Not one international treaty is without some form of institution monitoring compliance. Some of these institutions comprise unelected officials (e.g. The European Court of Justice, The European Court of Human Rights and The International Criminal Court) while others comprise elected officials from the member states (e.g. The United Nations Security Council and elements of the European Union) and some are directly elected by the people within the member states (e.g. The European Parliament). The nature of the institution dictates the form it must take. For example, a court which is to consider disputes between a State and its citizens should not be one made of political appointees or officials elected by the citizens. Such an institution has to maintain its independence from the parties who will be appearing before it if it has to have any credibility.

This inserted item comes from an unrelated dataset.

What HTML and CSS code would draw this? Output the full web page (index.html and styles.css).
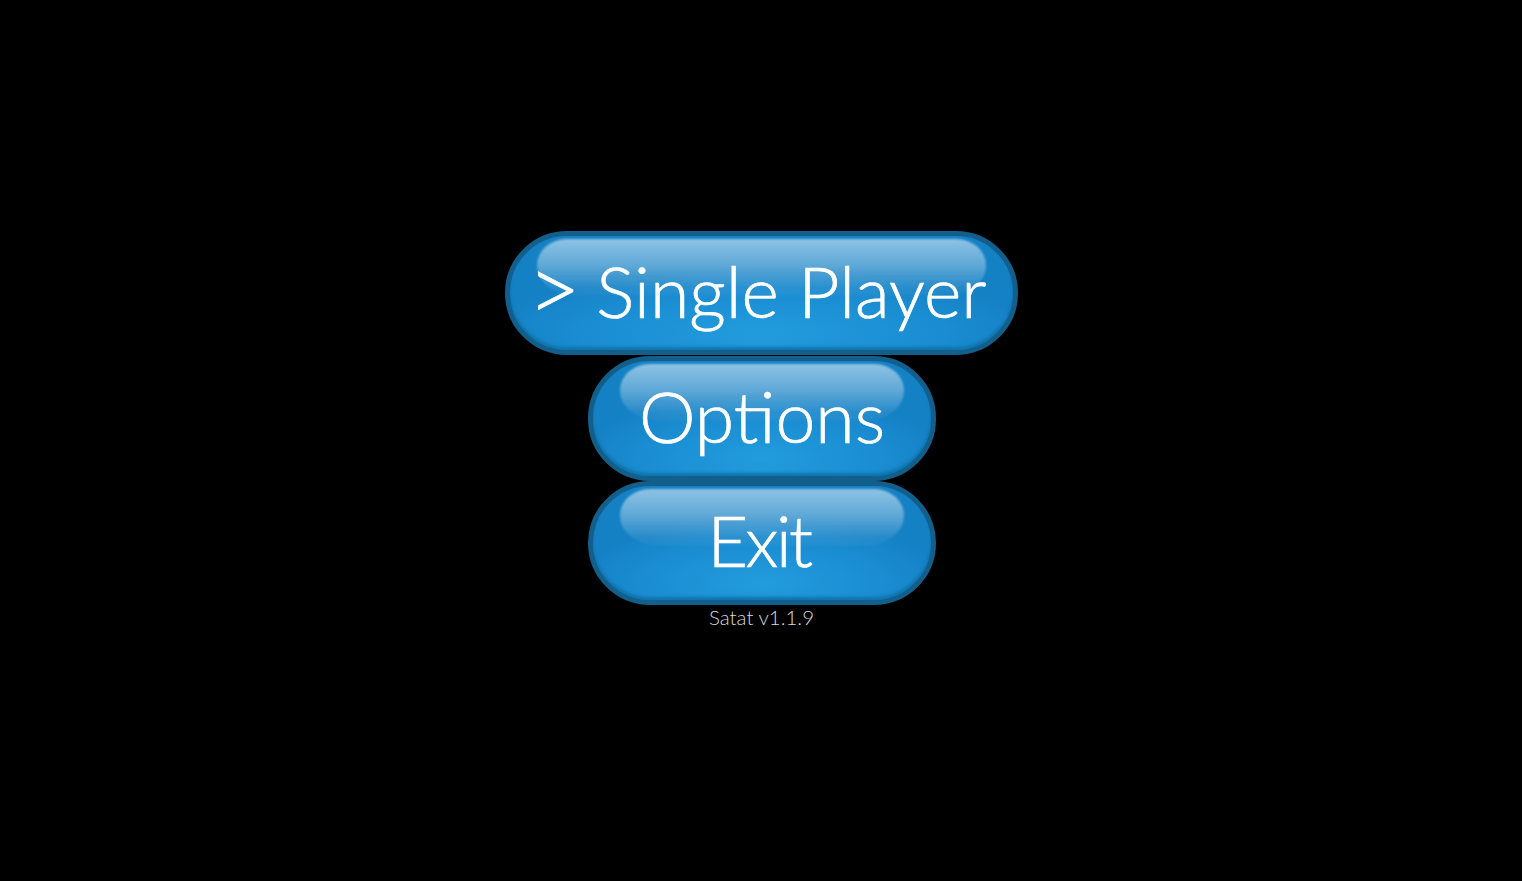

The role in which the media plays in informing the public and by extension forming public opinion is one that I have covered on a number of occasions before on this blog and so I do not intend to discuss it in this blog post, partly because I would simply be repeating myself and partly because this is already a rather lengthy blog post. I will however say this: the European Convention protects each and every individual within the 47 member states who have signed it, it can and is utilised by ordinary people out with the context of criminal matters. It is not and never has been a document protecting criminals and the decisions made based on the ECHR affect every single person in the United Kingdom in some way. The protections won in previous cases are available to anyone who should ever need them.
Should the UK withdraw from the ECHR? The simple answer is No. The ECHR and the ECtHR are essential elements of our lives, our judicial system and our politics. Their existence is essential, along with the collective responsibility of the member states, to ensuring a repeat of the terror experienced across much of Europe in the 1930s and 1940s does not occur again.